**Work instructions**
Reproduce the lines below exactly, from the one containing "Generate a component" through the one containing "string; right: string", both included. Leave out any pictures.

**Exercise materials**
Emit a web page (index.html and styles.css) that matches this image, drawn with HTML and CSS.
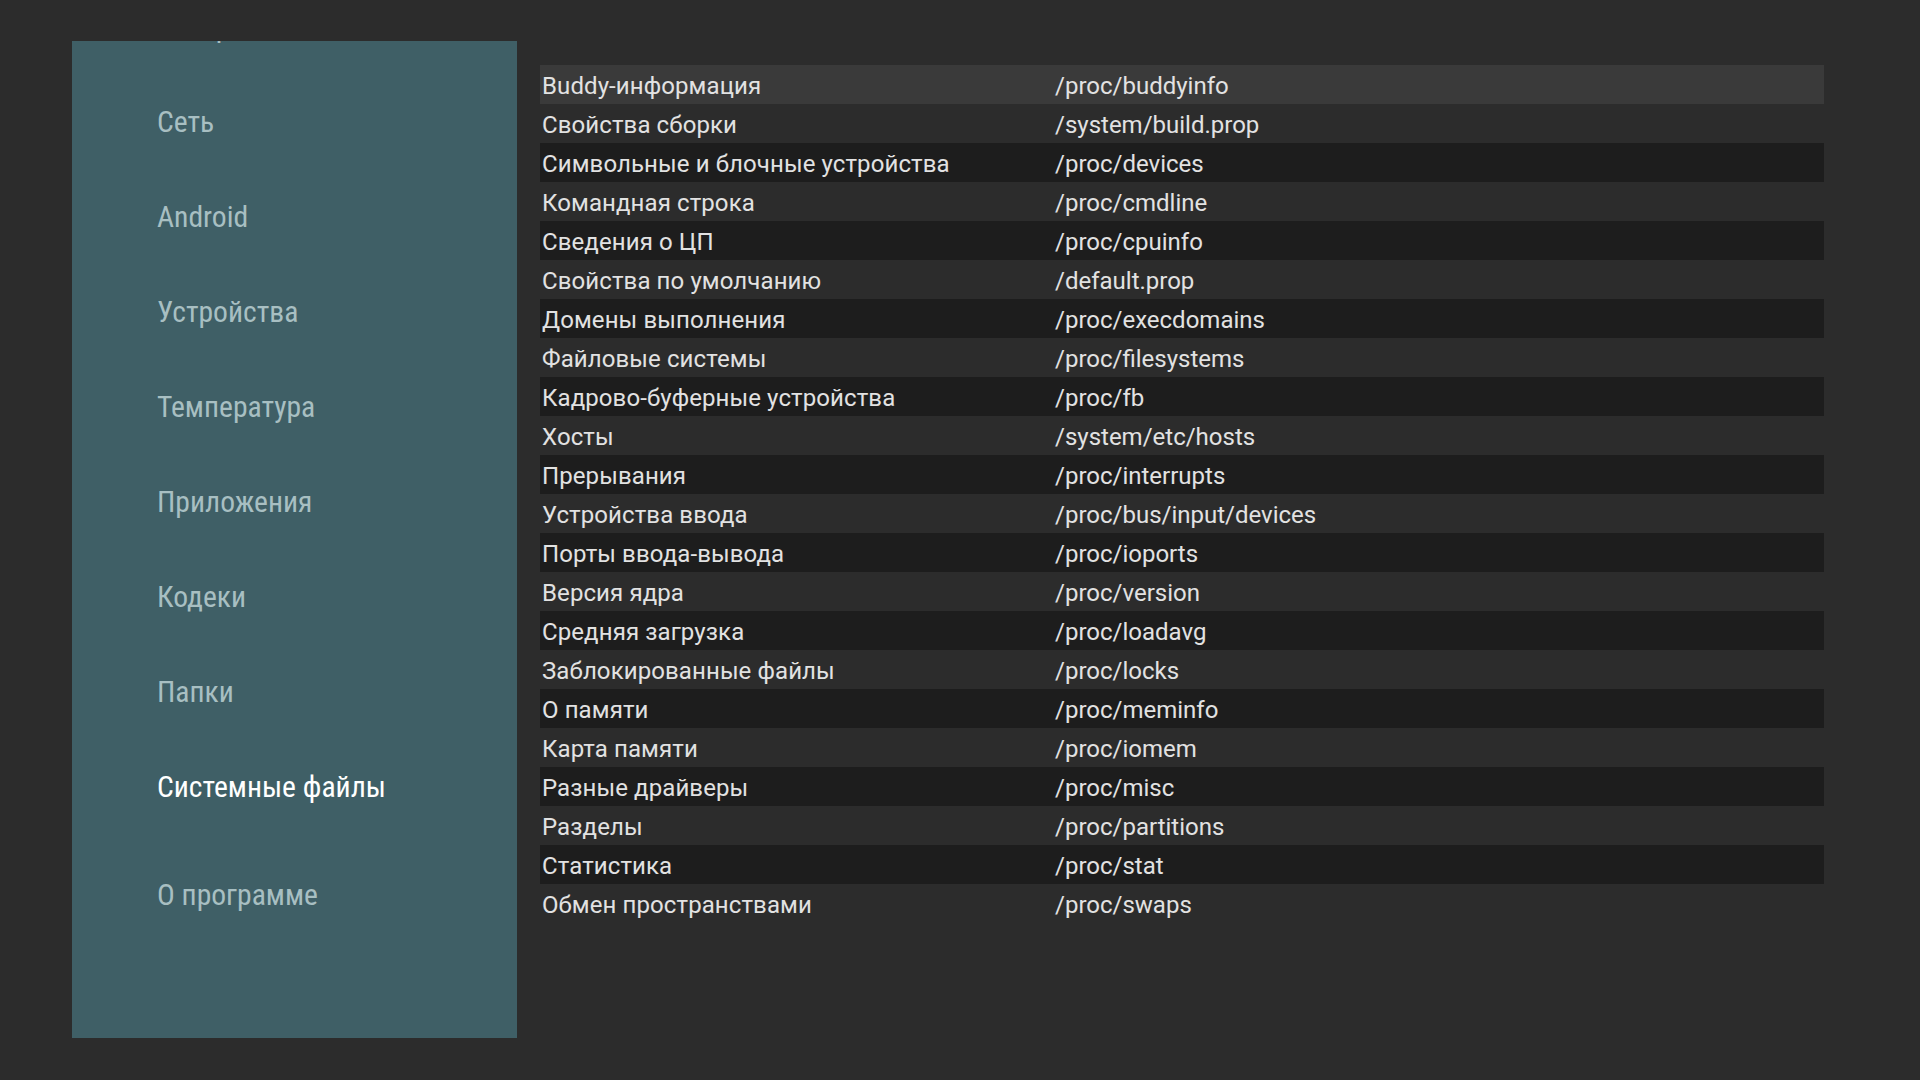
FILE: index.html
```html
<!DOCTYPE html>
<html lang="ru">
<head>
<meta charset="utf-8">
<title>Системные файлы</title>
<link rel="stylesheet" href="styles.css">
</head>
<body>
<div class="screen">
  <nav class="sidebar">
    <ul class="menu">
      <li class="menu-item">Отображение</li>
      <li class="menu-item">Сеть</li>
      <li class="menu-item">Android</li>
      <li class="menu-item">Устройства</li>
      <li class="menu-item">Температура</li>
      <li class="menu-item">Приложения</li>
      <li class="menu-item">Кодеки</li>
      <li class="menu-item">Папки</li>
      <li class="menu-item selected">Системные файлы</li>
      <li class="menu-item">О программе</li>
    </ul>
  </nav>
  <main class="content">
    <div class="table">
      <div class="row focused"><span class="name">Buddy-информация</span><span class="path">/proc/buddyinfo</span></div>
      <div class="row"><span class="name">Свойства сборки</span><span class="path">/system/build.prop</span></div>
      <div class="row dark"><span class="name">Символьные и блочные устройства</span><span class="path">/proc/devices</span></div>
      <div class="row"><span class="name">Командная строка</span><span class="path">/proc/cmdline</span></div>
      <div class="row dark"><span class="name">Сведения о ЦП</span><span class="path">/proc/cpuinfo</span></div>
      <div class="row"><span class="name">Свойства по умолчанию</span><span class="path">/default.prop</span></div>
      <div class="row dark"><span class="name">Домены выполнения</span><span class="path">/proc/execdomains</span></div>
      <div class="row"><span class="name">Файловые системы</span><span class="path">/proc/filesystems</span></div>
      <div class="row dark"><span class="name">Кадрово-буферные устройства</span><span class="path">/proc/fb</span></div>
      <div class="row"><span class="name">Хосты</span><span class="path">/system/etc/hosts</span></div>
      <div class="row dark"><span class="name">Прерывания</span><span class="path">/proc/interrupts</span></div>
      <div class="row"><span class="name">Устройства ввода</span><span class="path">/proc/bus/input/devices</span></div>
      <div class="row dark"><span class="name">Порты ввода-вывода</span><span class="path">/proc/ioports</span></div>
      <div class="row"><span class="name">Версия ядра</span><span class="path">/proc/version</span></div>
      <div class="row dark"><span class="name">Средняя загрузка</span><span class="path">/proc/loadavg</span></div>
      <div class="row"><span class="name">Заблокированные файлы</span><span class="path">/proc/locks</span></div>
      <div class="row dark"><span class="name">О памяти</span><span class="path">/proc/meminfo</span></div>
      <div class="row"><span class="name">Карта памяти</span><span class="path">/proc/iomem</span></div>
      <div class="row dark"><span class="name">Разные драйверы</span><span class="path">/proc/misc</span></div>
      <div class="row"><span class="name">Разделы</span><span class="path">/proc/partitions</span></div>
      <div class="row dark"><span class="name">Статистика</span><span class="path">/proc/stat</span></div>
      <div class="row"><span class="name">Обмен пространствами</span><span class="path">/proc/swaps</span></div>
    </div>
  </main>
</div>
</body>
</html>
```

FILE: styles.css
```css
html, body {
  margin: 0;
  padding: 0;
  height: 100%;
}

body {
  background: #2c2c2c;
  font-family: Roboto, "Noto Sans", sans-serif;
  overflow: hidden;
}

.screen {
  display: flex;
  align-items: flex-start;
  height: 1080px;
  box-sizing: border-box;
  padding: 41px 96px 0 72px;
}

.sidebar {
  width: 445px;
  height: 997px;
  flex: none;
  background: #3f5f66;
  overflow: hidden;
}

.menu {
  list-style: none;
  margin: -62px 0 0 0;
  padding: 0 0 0 85px;
}

.menu-item {
  height: 95px;
  display: flex;
  align-items: center;
  font-family: "Roboto Condensed", "DejaVu Sans Condensed", Roboto, sans-serif;
  font-size: 29.6px;
  color: #a8bfc2;
}

.menu-item.selected {
  color: #ffffff;
  margin-bottom: 13px;
}

.content {
  flex: 1;
  padding: 24px 0 0 23px;
}

.row {
  display: flex;
  height: 39px;
  box-sizing: border-box;
  padding: 3px 0 0 2px;
  align-items: center;
  font-size: 24px;
  letter-spacing: 0.1px;
  color: #e2e2e2;
}

.row.focused {
  background: #3a3a3a;
}

.row.dark {
  background: #1d1d1d;
}

.name {
  width: 513px;
  flex: none;
  white-space: nowrap;
}

.path {
  white-space: nowrap;
  letter-spacing: 0;
}
```
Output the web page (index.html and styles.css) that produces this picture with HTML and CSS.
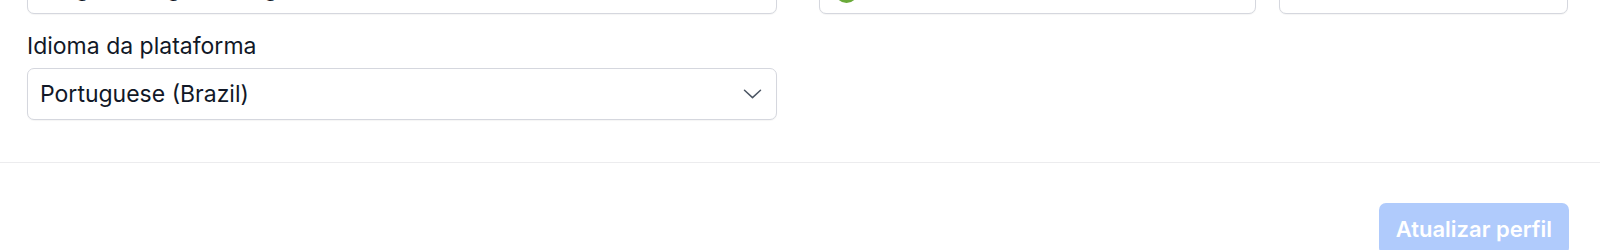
FILE: index.html
```html
<!DOCTYPE html>
<html lang="pt-BR">
<head>
    <meta charset="UTF-8">
    <meta name="viewport" content="width=device-width, initial-scale=1.0">
    <title>Perfil</title>
    <link rel="stylesheet" href="styles.css">
</head>
<body>
<div class="form-body">
    <div class="row row-top">
        <div class="field field-wide">
            <div class="box">
                <span class="box-text">Diego Rodrigues Borges</span>
            </div>
        </div>
        <div class="field field-mid">
            <div class="box">
                <span class="dot"></span>
            </div>
        </div>
        <div class="field field-small">
            <div class="box"></div>
        </div>
    </div>

    <div class="row">
        <div class="field field-wide">
            <label class="lbl" for="langSelect">Idioma da plataforma</label>
            <div class="box select-box" id="langSelect">
                <span class="box-text">Portuguese (Brazil)</span>
                <svg class="chevron" width="19" height="10" viewBox="0 0 19 10" fill="none">
                    <path d="M1.5 1.2 9.5 8.6 17.5 1.2" stroke="#4b5563" stroke-width="1.5" stroke-linecap="round" stroke-linejoin="round"/>
                </svg>
            </div>
        </div>
    </div>
</div>

<div class="form-footer">
    <button class="btn-save" type="submit" disabled>Atualizar perfil</button>
</div>
</body>
</html>
```

FILE: styles.css
```css
html, body {
    overflow: hidden;
}

body {
    margin: 0;
    padding: 0;
    background-color: #ffffff;
    font-family: 'Inter', 'Noto Sans', sans-serif;
    color: #111827;
}

.form-body {
    padding: 0 32px 42px 27px;
    border-bottom: 1px solid #ececee;
}

.row {
    display: flex;
    align-items: flex-start;
}

.row-top {
    margin-top: -38px;
}

.field-wide {
    width: 750px;
}

.field-mid {
    width: 437px;
    margin-left: 42px;
}

.field-small {
    width: 289px;
    margin-left: 23px;
}

.box {
    box-sizing: border-box;
    height: 52px;
    border: 1px solid #d5d7de;
    border-radius: 7px;
    background: #ffffff;
    display: flex;
    align-items: center;
    padding: 0 14px 0 12px;
    box-shadow: 0 1px 1px rgba(0, 0, 0, 0.04);
}

.box-text {
    font-size: 23px;
    color: #111827;
    white-space: nowrap;
}

.dot {
    width: 23px;
    height: 23px;
    border-radius: 50%;
    background-color: #6aaa3a;
    margin-left: 3px;
    align-self: flex-start;
    margin-top: 17px;
}

.lbl {
    display: block;
    font-size: 23px;
    line-height: 28px;
    margin: 18px 0 8px 0;
    color: #111827;
}

.select-box {
    justify-content: space-between;
}

.form-footer {
    display: flex;
    justify-content: flex-end;
    padding: 40px 31px 0 0;
}

.btn-save {
    font-family: 'Inter', 'Noto Sans', sans-serif;
    font-size: 22px;
    font-weight: 600;
    color: #ffffff;
    background-color: #b0cbfc;
    border: none;
    border-radius: 7px;
    padding: 0 17px;
    height: 52px;
    cursor: not-allowed;
}
```
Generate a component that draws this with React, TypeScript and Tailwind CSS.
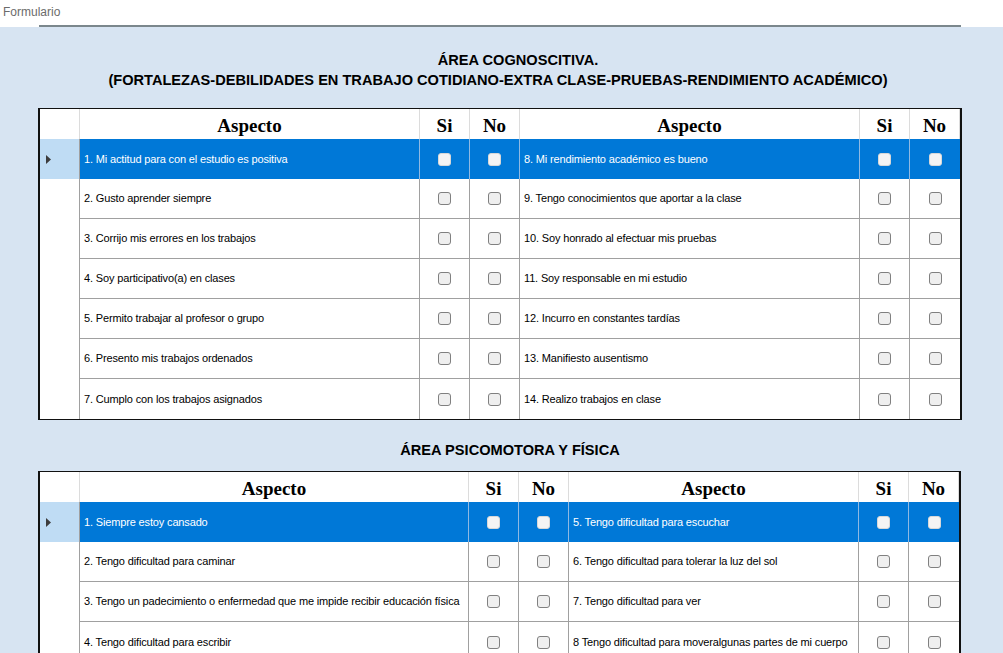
import React from "react";

type Row = { left: string; right: string };

const cognitiva: Row[] = [
  { left: "1. Mi actitud para con el estudio es positiva", right: "8. Mi rendimiento académico es bueno" },
  { left: "2. Gusto aprender siempre", right: "9. Tengo conocimientos que aportar a la clase" },
  { left: "3. Corrijo mis errores en los trabajos", right: "10. Soy honrado al efectuar mis pruebas" },
  { left: "4. Soy participativo(a) en clases", right: "11. Soy responsable en mi estudio" },
  { left: "5. Permito trabajar al profesor o grupo", right: "12. Incurro en constantes tardías" },
  { left: "6. Presento mis trabajos ordenados", right: "13. Manifiesto ausentismo" },
  { left: "7. Cumplo con los trabajos asignados", right: "14. Realizo trabajos en clase" },
];

const psicomotora: Row[] = [
  { left: "1. Siempre estoy cansado", right: "5. Tengo dificultad para escuchar" },
  { left: "2. Tengo dificultad para caminar", right: "6. Tengo dificultad para tolerar la luz del sol" },
  { left: "3. Tengo un padecimiento o enfermedad que me impide recibir educación física", right: "7. Tengo dificultad para ver" },
  { left: "4. Tengo dificultad para escribir", right: "8 Tengo dificultad para moveralgunas partes de mi cuerpo" },
];

const Check = ({ selected }: { selected: boolean }) => (
  <div
    className={
      selected
        ? "w-[13px] h-[13px] rounded-[3px] border border-[#d8d8d8] bg-[#f4f4f4]"
        : "w-[13px] h-[13px] rounded-[3px] border border-[#808080] bg-[#efefef]"
    }
  />
);

const HeadCell = ({ label }: { label: string }) => (
  <div
    className="flex items-center justify-center pt-[3px] border-r border-[#dcdcdc] border-b border-b-[#a0a0a0] font-bold text-[19px] text-black"
    style={{ fontFamily: '"Liberation Serif", serif' }}
  >
    {label}
  </div>
);

const Grid = ({ rows, cols }: { rows: Row[]; cols: string }) => {
  return (
    <div className="mx-[38px] w-fit border-x-2 border-t border-b border-[#111] bg-white">
      <div className={`grid ${cols} h-[30px]`}>
        <div className="border-r border-[#dcdcdc] border-b border-b-[#a0a0a0]" />
        <HeadCell label="Aspecto" />
        <HeadCell label="Si" />
        <HeadCell label="No" />
        <HeadCell label="Aspecto" />
        <HeadCell label="Si" />
        <HeadCell label="No" />
      </div>
      {rows.map((r, i) => {
        const sel = i === 0;
        const last = i === rows.length - 1;
        const cell = sel
          ? "border-r border-[#8fb9e3] bg-[#0078d7] text-white"
          : `border-r border-[#a0a0a0] ${last ? "" : "border-b"} bg-white text-black`;
        const text = `${cell} flex items-center pl-[4px] text-[11px] tracking-[-0.15px] whitespace-nowrap overflow-hidden`;
        const box = `${cell} flex items-center justify-center`;
        return (
          <div key={i} className={`grid ${cols} h-[40px]`}>
            <div
              className={`flex items-center pl-[6px] border-r border-[#a0a0a0] ${
                sel ? "bg-[#bfdcf4]" : "bg-white"
              }`}
            >
              {sel && (
                <svg width="5" height="9" viewBox="0 0 5 9">
                  <path d="M0 0 L5 4.5 L0 9 Z" fill="#3c3c3c" />
                </svg>
              )}
            </div>
            <div className={text}>{r.left}</div>
            <div className={box}>
              <Check selected={sel} />
            </div>
            <div className={box}>
              <Check selected={sel} />
            </div>
            <div className={text}>{r.right}</div>
            <div className={box}>
              <Check selected={sel} />
            </div>
            <div className={`${box} border-r-0`}>
              <Check selected={sel} />
            </div>
          </div>
        );
      })}
    </div>
  );
};

const App = () => {
  return (
    <div
      className="w-[1003px] h-[653px] overflow-hidden bg-[#d7e4f2]"
      style={{ fontFamily: '"Liberation Sans", Arial, sans-serif' }}
    >
      <div className="h-[27px] bg-white flex flex-col">
        <div className="pl-[3px] pt-[4px] text-[12px] leading-[16px] text-[#6b6b6b]">Formulario</div>
        <div className="mt-auto ml-[39px] w-[922px] h-[2px] bg-[#7b878c]" />
      </div>

      <div className="pt-[23px] text-center font-bold text-[14.6px] leading-[20px] text-black">
        <div className="pl-[33px]">ÁREA COGNOSCITIVA.</div>
        <div className="pr-[7px]">(FORTALEZAS-DEBILIDADES EN TRABAJO COTIDIANO-EXTRA CLASE-PRUEBAS-RENDIMIENTO ACADÉMICO)</div>
      </div>

      <div className="mt-[18px]">
        <Grid rows={cognitiva} cols="grid-cols-[40px_340px_50px_50px_340px_50px_50px]" />
      </div>

      <div className="mt-[20px] text-center font-bold text-[14.6px] leading-[20px] text-black pl-[17px]">
        ÁREA PSICOMOTORA Y FÍSICA
      </div>

      <div className="mt-[11px]">
        <Grid rows={psicomotora} cols="grid-cols-[40px_389px_50px_50px_290px_50px_50px]" />
      </div>
    </div>
  );
};

export default App;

**Complete output**
Generate a component that draws this with React, TypeScript and Tailwind CSS.
import React from "react";

type Row = { left: string; right: string };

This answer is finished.